PS: What kind of corruption are your files suffering? Are those changes in checksums being caused by null byte areas? I'll post my bingrep thingie so you can use that to check -- use a command like this with it:

find <mount point of bad xfs filesystem> -mount -type f -exec bingrep.pl -s 000000000000000000000000000000000000000000000000000000000000000000000000000000000000000000000000000000000000000000000000000000000000000000000000000000000000000000000000000000000000000000000000000000000000 '{}' \; > checkthesefiles
Comment by Andreas Hauser (buggs) - Thursday, 09 August 2007, 06:27 GMT
While I was also using a dual core processor, i was not using xfs_fsr, unless some cron job runs it.

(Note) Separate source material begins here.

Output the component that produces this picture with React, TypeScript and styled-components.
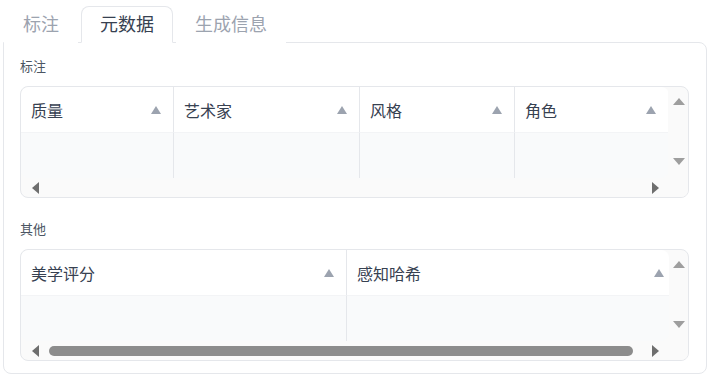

The problems were as described bit flips.
Like
10101001
vs.
00101001
Comment by James Rayner (iphitus) - Sunday, 16 December 2007, 01:53 GMT
Someone send this upstream to either the kernel bugzilla or LKML if this is still an issue.
Comment by Paul Mattal (paul) - Monday, 31 December 2007, 16:18 GMT
It appears nobody has successfully duplicated this bug at at least one person (Patrick) has tried.

Andreas, have you let a memtest run overnight on the box and/or are you using ECC mobo and RAM? If the hardware test has actually been done and comes up clean, I'm willing to put in a little more time trying to replicate this.
Comment by Andreas Hauser (buggs) - Monday, 31 December 2007, 17:26 GMT
Yes, memtest ran fine, but no ECC here.

Personally, I just switched to ext3 on the disk. Then 6 month later the disk broke.
One point for the the hardware failure case. On the otherhand the pattern of the error
was not really suggesting a disk problem, more RAM or CPU cache, which both seem to be
OK in tests and do not cause problems in other areas.

I think, if it is a bug, then it's probably upstream and should be solved there.
Since it happened on x86_64, it probably is not be related to the only Archlinux specific
condition, i686 optimization, that I could imagine.